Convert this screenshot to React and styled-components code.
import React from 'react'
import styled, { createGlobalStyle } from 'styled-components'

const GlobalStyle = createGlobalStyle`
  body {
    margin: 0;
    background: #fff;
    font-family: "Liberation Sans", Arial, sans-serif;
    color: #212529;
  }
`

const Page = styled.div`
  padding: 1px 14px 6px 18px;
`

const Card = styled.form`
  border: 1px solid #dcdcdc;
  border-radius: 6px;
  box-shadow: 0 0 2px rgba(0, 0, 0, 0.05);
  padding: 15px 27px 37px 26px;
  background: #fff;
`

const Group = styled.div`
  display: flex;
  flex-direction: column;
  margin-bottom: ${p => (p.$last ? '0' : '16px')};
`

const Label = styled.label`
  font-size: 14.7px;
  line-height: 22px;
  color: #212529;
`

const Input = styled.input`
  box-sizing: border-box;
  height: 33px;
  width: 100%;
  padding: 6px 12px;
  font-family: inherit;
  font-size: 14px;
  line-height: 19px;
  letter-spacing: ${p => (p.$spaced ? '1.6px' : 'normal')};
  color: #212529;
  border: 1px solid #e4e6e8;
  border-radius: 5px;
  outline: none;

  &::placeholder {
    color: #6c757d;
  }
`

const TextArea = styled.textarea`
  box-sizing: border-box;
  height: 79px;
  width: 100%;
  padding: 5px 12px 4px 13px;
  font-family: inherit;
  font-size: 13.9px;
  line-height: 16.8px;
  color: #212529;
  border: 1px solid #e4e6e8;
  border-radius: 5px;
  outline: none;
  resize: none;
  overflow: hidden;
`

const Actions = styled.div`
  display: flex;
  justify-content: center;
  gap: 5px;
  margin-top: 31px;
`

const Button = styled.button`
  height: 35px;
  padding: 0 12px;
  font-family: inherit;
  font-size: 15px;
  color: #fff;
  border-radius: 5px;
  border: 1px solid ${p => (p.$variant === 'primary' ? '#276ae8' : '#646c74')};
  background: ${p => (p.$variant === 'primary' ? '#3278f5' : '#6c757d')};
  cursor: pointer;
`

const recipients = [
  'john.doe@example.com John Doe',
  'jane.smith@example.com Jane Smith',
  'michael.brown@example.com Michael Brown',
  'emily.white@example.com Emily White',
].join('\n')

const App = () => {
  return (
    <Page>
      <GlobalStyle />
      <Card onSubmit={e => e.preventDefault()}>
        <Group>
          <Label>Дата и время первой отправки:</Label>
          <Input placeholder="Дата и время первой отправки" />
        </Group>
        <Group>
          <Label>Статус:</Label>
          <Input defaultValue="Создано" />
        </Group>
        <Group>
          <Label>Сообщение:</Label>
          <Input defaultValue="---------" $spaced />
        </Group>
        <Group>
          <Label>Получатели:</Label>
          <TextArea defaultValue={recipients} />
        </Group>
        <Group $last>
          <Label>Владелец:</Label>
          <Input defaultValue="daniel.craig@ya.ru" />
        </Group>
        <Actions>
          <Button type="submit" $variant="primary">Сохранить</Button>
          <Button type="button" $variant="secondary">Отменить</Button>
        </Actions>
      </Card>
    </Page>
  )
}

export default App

:::::

THE REQUEST: Return the listing above word for word.

TASK RESULT:
Convert this screenshot to React and styled-components code.
import React from 'react'
import styled, { createGlobalStyle } from 'styled-components'

const GlobalStyle = createGlobalStyle`
  body {
    margin: 0;
    background: #fff;
    font-family: "Liberation Sans", Arial, sans-serif;
    color: #212529;
  }
`

const Page = styled.div`
  padding: 1px 14px 6px 18px;
`

const Card = styled.form`
  border: 1px solid #dcdcdc;
  border-radius: 6px;
  box-shadow: 0 0 2px rgba(0, 0, 0, 0.05);
  padding: 15px 27px 37px 26px;
  background: #fff;
`

const Group = styled.div`
  display: flex;
  flex-direction: column;
  margin-bottom: ${p => (p.$last ? '0' : '16px')};
`

const Label = styled.label`
  font-size: 14.7px;
  line-height: 22px;
  color: #212529;
`

const Input = styled.input`
  box-sizing: border-box;
  height: 33px;
  width: 100%;
  padding: 6px 12px;
  font-family: inherit;
  font-size: 14px;
  line-height: 19px;
  letter-spacing: ${p => (p.$spaced ? '1.6px' : 'normal')};
  color: #212529;
  border: 1px solid #e4e6e8;
  border-radius: 5px;
  outline: none;

  &::placeholder {
    color: #6c757d;
  }
`

const TextArea = styled.textarea`
  box-sizing: border-box;
  height: 79px;
  width: 100%;
  padding: 5px 12px 4px 13px;
  font-family: inherit;
  font-size: 13.9px;
  line-height: 16.8px;
  color: #212529;
  border: 1px solid #e4e6e8;
  border-radius: 5px;
  outline: none;
  resize: none;
  overflow: hidden;
`

const Actions = styled.div`
  display: flex;
  justify-content: center;
  gap: 5px;
  margin-top: 31px;
`

const Button = styled.button`
  height: 35px;
  padding: 0 12px;
  font-family: inherit;
  font-size: 15px;
  color: #fff;
  border-radius: 5px;
  border: 1px solid ${p => (p.$variant === 'primary' ? '#276ae8' : '#646c74')};
  background: ${p => (p.$variant === 'primary' ? '#3278f5' : '#6c757d')};
  cursor: pointer;
`

const recipients = [
  'john.doe@example.com John Doe',
  'jane.smith@example.com Jane Smith',
  'michael.brown@example.com Michael Brown',
  'emily.white@example.com Emily White',
].join('\n')

const App = () => {
  return (
    <Page>
      <GlobalStyle />
      <Card onSubmit={e => e.preventDefault()}>
        <Group>
          <Label>Дата и время первой отправки:</Label>
          <Input placeholder="Дата и время первой отправки" />
        </Group>
        <Group>
          <Label>Статус:</Label>
          <Input defaultValue="Создано" />
        </Group>
        <Group>
          <Label>Сообщение:</Label>
          <Input defaultValue="---------" $spaced />
        </Group>
        <Group>
          <Label>Получатели:</Label>
          <TextArea defaultValue={recipients} />
        </Group>
        <Group $last>
          <Label>Владелец:</Label>
          <Input defaultValue="daniel.craig@ya.ru" />
        </Group>
        <Actions>
          <Button type="submit" $variant="primary">Сохранить</Button>
          <Button type="button" $variant="secondary">Отменить</Button>
        </Actions>
      </Card>
    </Page>
  )
}

export default App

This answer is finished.